- Date: 10–16 April
- Edition: 22nd
- Category: Championship Series (men) Tier III (women)
- Draw: 64S/32D (men) 32S/16D (women)
- Prize money: $935,000 (men) $161,250 (women)
- Surface: Hard / outdoor
- Location: Tokyo, Japan
- Venue: Ariake Coliseum

Champions

Men's singles
- Jim Courier

Women's singles
- Amy Frazier

Men's doubles
- Mark Knowles / Jonathan Stark

Women's doubles
- Miho Saeki / Yuka Yoshida
- ← 1994 · Japan Open · 1996 →

= 1995 Japan Open Tennis Championships =

The 1995 Japan Open Tennis Championships was a combined men's and women's tennis tournament played on outdoor hard courts at the Ariake Coliseum in Tokyo in Japan that was part of the Championship Series of the 1995 ATP Tour and of Tier III of the 1995 WTA Tour.
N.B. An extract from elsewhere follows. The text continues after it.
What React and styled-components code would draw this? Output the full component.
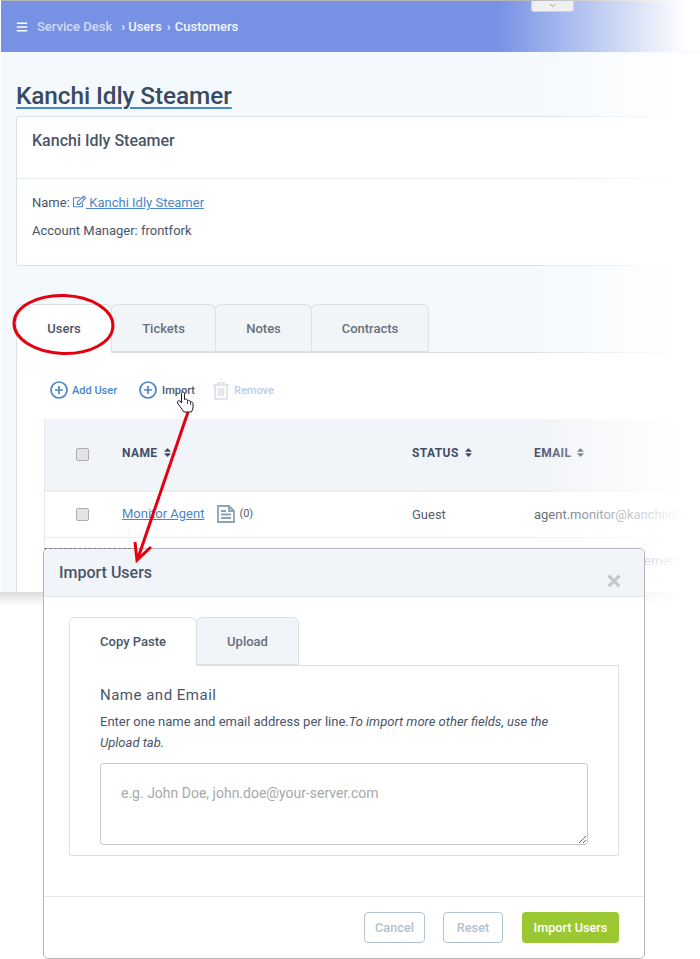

It was the 22nd edition of the tournament and was held from 10 April through 16 April 1995. Jim Courier and Amy Frazier won the singles titles.

==Finals==

===Men's singles===

USA Jim Courier defeated USA Andre Agassi 6–3, 6–4
- It was Courier's 4th title of the year and the 22nd of his career.

===Women's singles===

USA Amy Frazier defeated JPN Kimiko Date 7–6^{(7–5)}, 7–5
- It was Frazier's only title of the year and the 8th of her career.

===Men's doubles===

BAH Mark Knowles / USA Jonathan Stark defeated AUS John Fitzgerald / SWE Anders Järryd 6–3, 3–6, 7–6
- It was Knowles' 1st title of the year and the 3rd of his career. It was Stark's 2nd title of the year and the 14th of his career.

===Women's doubles===

JPN Miho Saeki / JPN Yuka Yoshida defeated JPN Kyōko Nagatsuka / JPN Ai Sugiyama 6–7^{(5–7)}, 6–4, 7–6^{(7–5)}
- It was Saeki's only title of the year and the 1st of her career. It was Yoshida's only title of the year and the 1st of her career.